| Piłka nożna / PKO BP Ekstraklasa
Bardzo ciekawie rozpoczęła się 3. kolejka Ekstraklasy. Na otwarcie Piast Gliwice pokonał Górnika Zabrze 3:2 (1:0). Dwa gole dla gospodarzy strzelił Czech Martin Nespor. Piłkarze Roberta Warzychy pozostają bez zwycięstwa w tym sezonie.
Górnicy czekają na otwarcie nowego stadionu, co nastąpi dopiero w 4. kolejce z Jagiellonią Białystok. Do tego czasu musieli radzić sobie na wyjeździe. Ostatnim etapem był mecz w Gliwicach, gdzie zabrzanie po raz ostatni wygrali dwa lata temu, a zwycięskiego gola strzelił wówczas Arkadiusz Milik.

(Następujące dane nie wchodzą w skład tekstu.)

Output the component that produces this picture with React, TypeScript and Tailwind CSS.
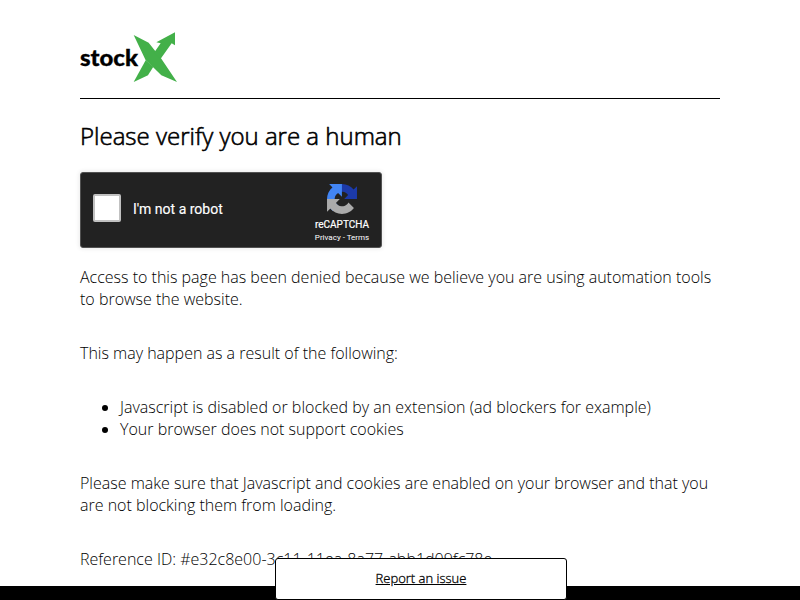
function StockXLogo() {
  return (
    <svg className="block h-[50px] w-[98px]" viewBox="0 0 294 150" role="img" aria-label="stockX">
      <text x="0" y="101" textLength="174" lengthAdjust="spacingAndGlyphs" className="fill-black stroke-black stroke-1 font-['Lato',sans-serif] text-[70px] font-black">stock</text>
      <g fill="#43b049">
        <path d="M161 9L206 32L228 60L244 80L291 150L244 130L218 104L197 85Z" />
        <path d="M197 85L220 104L204 130L161 150Z" />
        <path d="M285 1L285 40L275 34L242 80L222 62L242 34L229 31Z" />
      </g>
    </svg>
  );
}

function RecaptchaIcon() {
  return (
    <svg className="block h-8 w-8 p-px" viewBox="0 0 64 64" aria-hidden="true">
      <path fill="#1c3aa9" d="M64 31.955a33 33 0 0 0-.033-1.37V4.687l-7.16 7.16C50.948 4.674 42.033.093 32.05.093c-10.4 0-19.622 4.96-25.458 12.64l11.736 11.86a15.55 15.55 0 0 1 4.754-5.334c2.05-1.6 4.952-2.906 8.968-2.906.485 0 .86.057 1.135.163 4.976.393 9.288 3.14 11.828 7.124l-8.307 8.307L64 31.953" />
      <path fill="#4285f4" d="M31.862.094c-.46.007-.915.017-1.37.034H4.594l7.16 7.16C4.58 13.147 0 22.06 0 32.046c0 10.4 4.96 19.622 12.64 25.458L24.5 45.768a15.55 15.55 0 0 1-5.334-4.754c-1.6-2.05-2.906-4.952-2.906-8.968 0-.485.057-.86.163-1.135.393-4.976 3.14-9.288 7.124-11.828l8.307 8.307L31.86.095" />
      <path fill="#ababab" d="M.001 32.045c.007.46.018.915.034 1.37v25.898l7.16-7.16c5.86 7.173 14.774 11.754 24.76 11.754 10.4 0 19.622-4.96 25.458-12.64l-11.736-11.86a15.55 15.55 0 0 1-4.754 5.334c-2.05 1.6-4.952 2.906-8.968 2.906-.485 0-.86-.057-1.135-.163-4.976-.393-9.288-3.14-11.828-7.124l8.307-8.307L0 32.046" />
    </svg>
  );
}

function Captcha() {
  return (
    <div className="flex h-19 w-[302px] items-center justify-between rounded-[3px] border border-[#525252] bg-[#222] pr-3 pl-3 font-['Roboto',sans-serif] font-normal shadow-[0_0_4px_1px_rgba(0,0,0,0.08)]">
      <label className="flex items-center gap-3 pb-1 text-sm leading-[17px] text-white">
        <span className="size-7 rounded-xs border-2 border-[#c1c1c1] bg-white" />
        <span className="pt-[3px] [-webkit-text-stroke:0.15px_white]">I'm not a robot</span>
      </label>
      <div className="flex h-full w-[54px] flex-col items-center pt-[10px] whitespace-nowrap text-white">
        <RecaptchaIcon />
        <div className="mt-[5px] text-[10px] leading-[10px] [-webkit-text-stroke:0.2px_white]">reCAPTCHA</div>
        <div className="mt-[3px] text-[8px] leading-[10px]">Privacy - Terms</div>
      </div>
    </div>
  );
}

export default function App() {
  return (
    <div className="relative flex h-[600px] flex-col overflow-hidden bg-white font-['Open_Sans',sans-serif] text-base leading-[22px] font-light text-black">
      <div className="mx-20 border-b border-black pt-8 pb-4">
        <StockXLogo />
      </div>
      <main className="mx-20 flex-1">
        <h1 className="mt-5 mb-[19px] text-2xl leading-[34px] [-webkit-text-stroke:0.6px_black]">Please verify you are a human</h1>
        <Captcha />
        <p className="mt-[18px]">Access to this page has been denied because we believe you are using automation tools to browse the website.</p>
        <p className="mt-8">This may happen as a result of the following:</p>
        <ul className="my-8 list-disc pl-10">
          <li>Javascript is disabled or blocked by an extension (ad blockers for example)</li>
          <li>Your browser does not support cookies</li>
        </ul>
        <p>Please make sure that Javascript and cookies are enabled on your browser and that you are not blocking them from loading.</p>
        <p className="mt-8">Reference ID: #e32c8e00-3c11-11ea-8a77-abb1d09fc78e</p>
      </main>
      <footer className="h-[14px] shrink-0 bg-black" />
      <div className="absolute bottom-0 left-[275px] flex h-[42px] w-[292px] items-center justify-center rounded-[3px] border border-black bg-white pb-[2px] text-[13px]">
        <a href="#" className="underline [-webkit-text-stroke:0.3px_black]">Report an issue</a>
      </div>
    </div>
  );
}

Od początku tego sezonu ich gra nie wygląda jednak dobrze. Remis z Wisłą Kraków (1:1) i porażka z Górnikiem Łęczna (1:2) sprawiły, że już na starcie rozgrywek mogli znaleźć się w strefie spadkowej. W piątek od pierwszego gwizdka ruszyli więc do ataków. I to oni byli stroną przeważającą w pierwszej połowie, o czym świadczą choćby poprzeczki po strzałach Radosława Sobolewskiego i Romana Gergela. Ale to gospodarze w 20. minucie cieszyli się z prowadzenia.
Kamil Vacek podał do Sasy Ziveca, a ten ładnym uderzeniem zza pola karnego pokonał Sebastiana Przyrowskiego. Był to pierwszy strzał na bramkę Górnika w tym spotkaniu. Ledwie rozpoczęła się druga połowa, a Piast zadał kolejny cios. Tym razem błąd Adama Dancha wykorzystał Nespor.
Kapitan Górnika zrehabilitował się chwilę później, wykańczając precyzyjne dośrodkowanie Magiery z lewego skrzydła. Gospodarze nie chcieli jednak dać się rozkręcić rywalom i po dośrodkowaniu Patrika Mraza ponownie trafił Nespor. Nadzieje gościom przedłużył w 63. minucie... Zivec. Słoweniec niepotrzebnie sfaulował w polu karnym Rafała Kurzawę. "Jedenastkę" wykorzystał Magiera.
W doliczonym czasie punkt mógł uratować Górnikowi rezerwowy Bartosz Iwam, ale jego próbę świetnie powstrzymał Jakub Szmatuła.
Piast nie popełnił błędów z początku drugiej części gry i do końca pilnował korzystnego dla siebie wyniku. Sześć punktów w trzech meczach to bardzo przyzwoita inauguracja w wykonaniu graczy Radoslava Latala. Górnik musi teraz zacząć punktować przy Roosvelta. W innym wypadku posada trenera Warzychy będzie zagrożona.
Radoslav Latal (trener Piasta): – Był to dla mnie mecz bardzo nerwowy. Zestarzałem się chyba o 10 lat. Zaraz po naszych bramkach popełnialiśmy błąd i traciliśmy gole. Ale staraliśmy się dużo grać piłką, za co moim chłopcom bardzo dziękuję. Cieszę się jednak, że zrehabilitowaliśmy się za niekorzystny wynik meczu z Ruchem. Chcę docenić i podziękować naszym fantastycznym kibicom. Stworzyli naprawdę znakomity spektakl, za co należą się słowa uznania i dedykacja tej wygranej.
Józef Dankowski (trener Górnika): – Było to bardzo emocjonujące spotkanie. Do samego końca. Wynik, który jest niekorzystny dla nas, mógł być jeszcze uratowany w ostatnich minutach meczu, ale doskonała interwencja Kuby Szmatuły nie pozwoliła na to. Z przebiegu spotkania wydaje mi się, że powinniśmy ten mecz zremisować, ale traciliśmy bramki po gapiostwie. Wymiana ciosów w drugiej połowie mogła się podobać kibicom. Na takie spotkania kibice czekają. Jestem pewien, że to co zaprezentował Górnik w meczu z Piastem, wcześniej czy później – chciałbym, żeby wcześniej – przyniesie punkty Górnikowi. Nie mamy co się wstydzić tego spotkania.